Urgenda: Holding A Government To Account

By PETE CARVILL, Legal Dialogue Playbook

The conclusion of the Urgenda case, coming just over a year ago, marked the end of a long, tiring slog of a legal battle between the Urgenda Foundation and the Dutch government.

Urgenda is a foundation based in Zaandam, Netherlands. Its mission is to, “[aim] for a fast transition towards a sustainable society, with a focus on the transition towards a circular economy using only renewable energy.” As part of that, the foundation launched a summons in 2013 against the Dutch government to force the administration’s hand when it came to the issue of climate change. As the foundation itself said, “The Urgenda Foundation and its co-plaintiffs believe that preventing dangerous climate change is not only morally and politically the right thing to do, but that it is also a legal obligation that cannot be ignored.”

The basis for the suit was a letter that Urgenda received from the government, which acknowledged that official actions to prevent dangerous climate change were insufficient. From this, Urgenda says, it “[…] concluded that the Netherlands is knowingly exposing its own citizens to danger. In legal terms, that is a wrongful act of the State.” The case was brought by the foundation on behalf of nearly 900 Dutch citizens.

A first ruling, by the District Court of the Hague, was reached in June 2015 and the government was told that it must cut greenhouse gas emissions by at least a quarter by the end of 2020, compared to levels from 30 years before. The State decided a few months later to appeal, and the case moved to the Hague Court of Appeal in May 2018. This ended with that Court deciding to uphold the 2015 decision.

Everything appeared to be settled little over a year later when the Dutch Supreme Court, following another appeal by the State, upheld the previous decisions. The Court ruled that the Dutch government had obligations to “urgently and significantly reduce emissions in line with its human rights obligations”.
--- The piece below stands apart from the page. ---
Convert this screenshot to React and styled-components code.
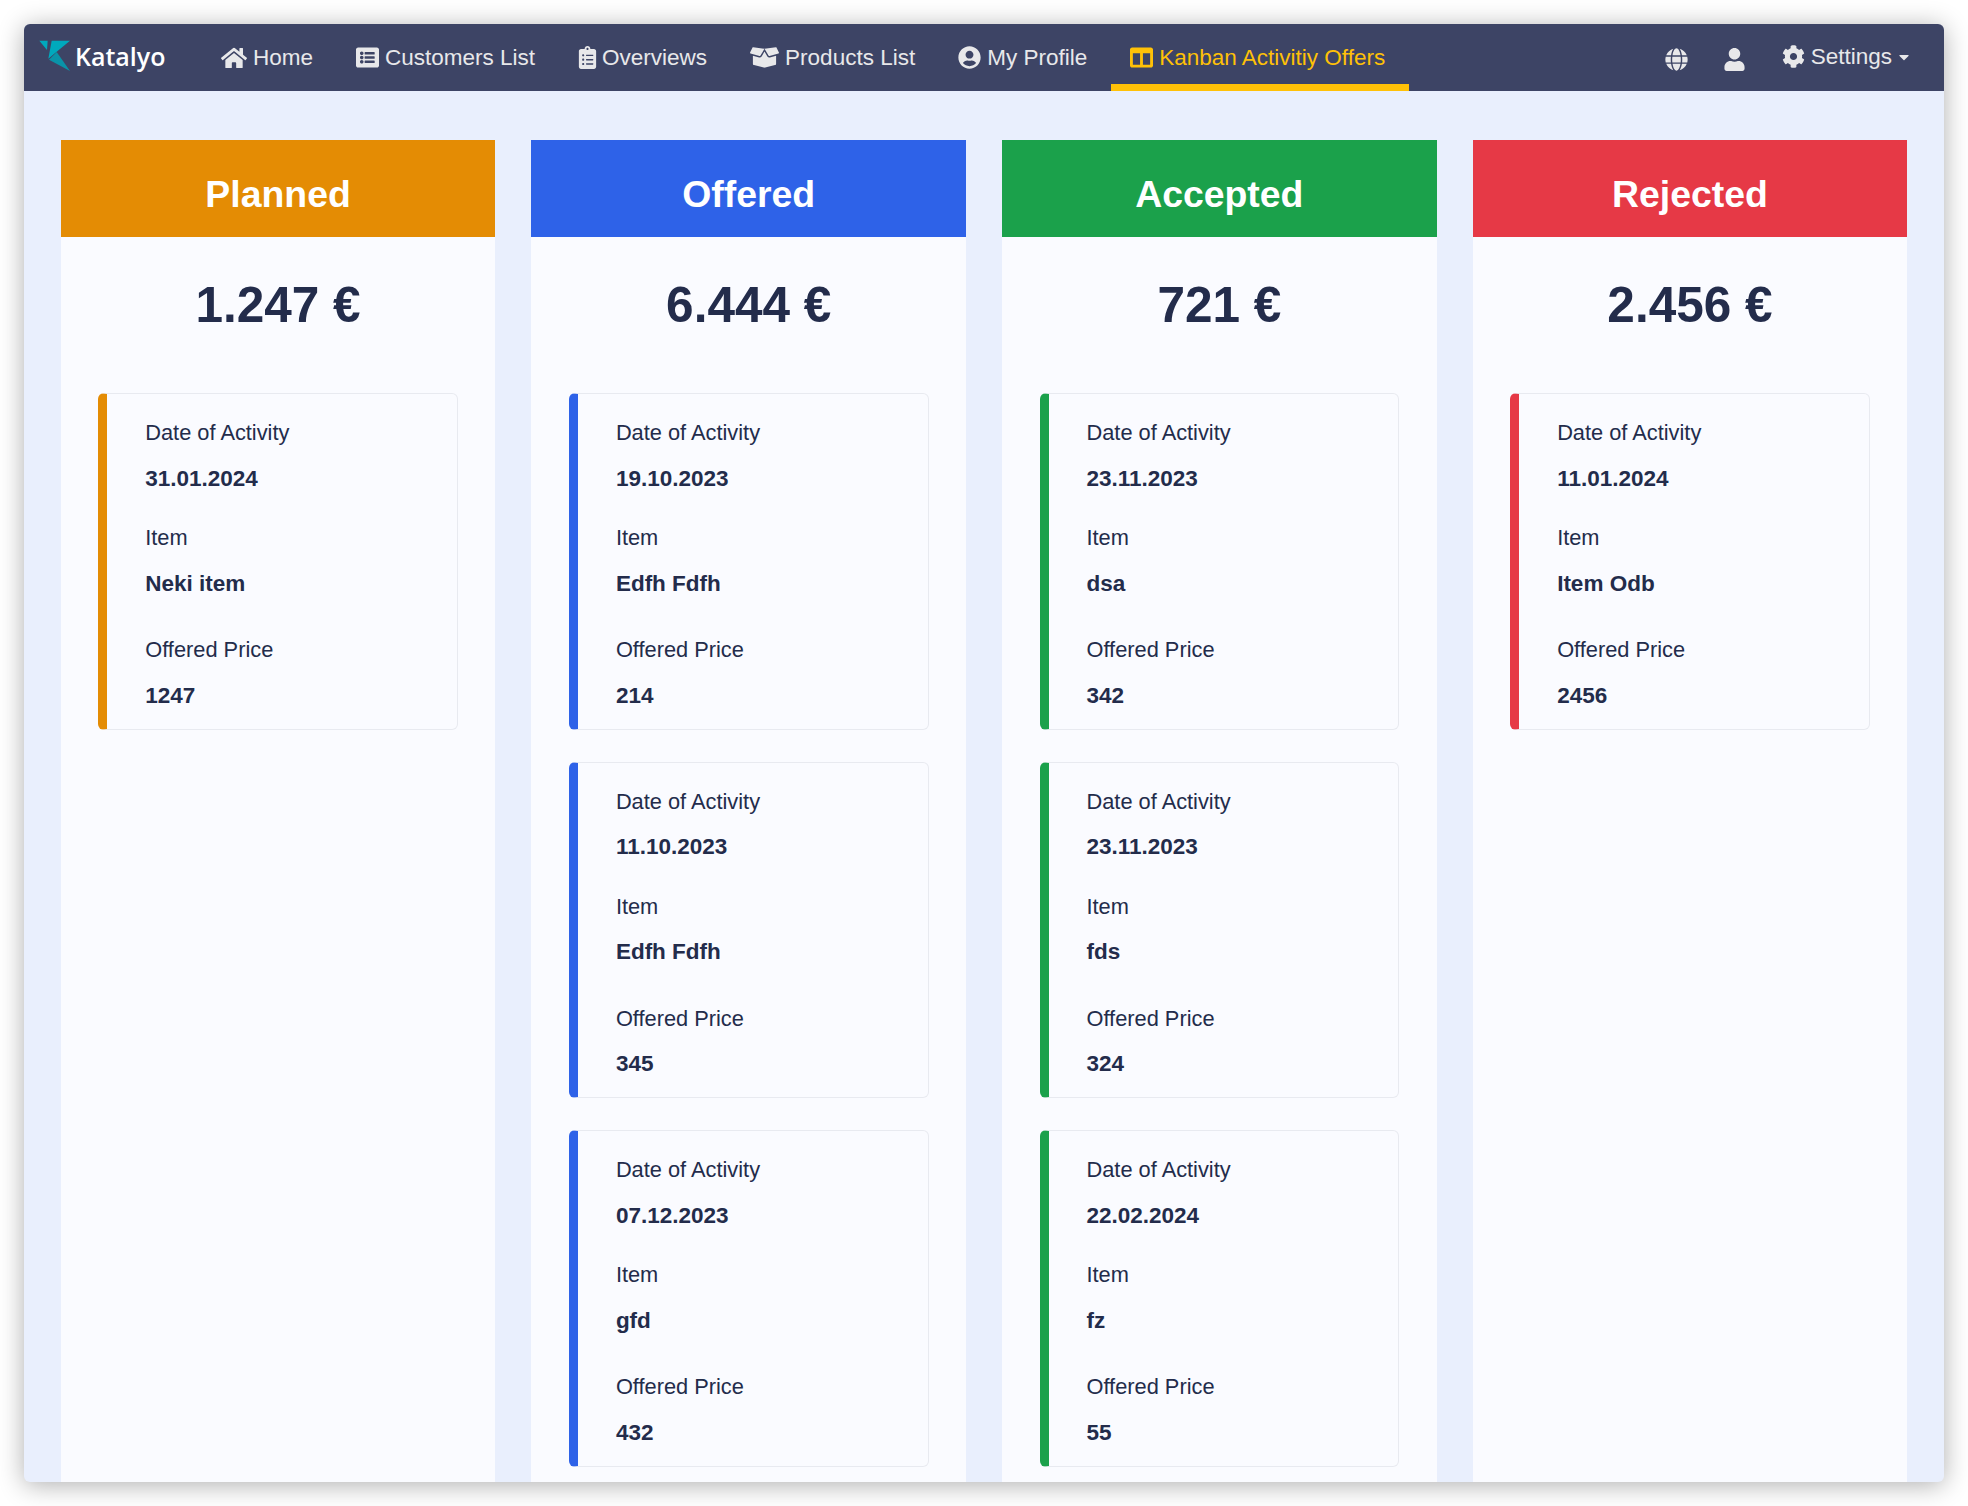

Following the final victory, Michael Gerrard, director of the Sabin Center for Climate Change Law at Columbia University, told The New York Times that the decision was ‘groundbreaking’. “There have been 1,442 climate lawsuits around the world,” he said. “This is the strongest decision ever. The Dutch Supreme Court upheld the first court order anywhere directing a country to slash its greenhouse gas emissions.”

In the time since, similar lawsuits have been launched in various countries around Europe, aimed at individual governments, along with filings against the European Union.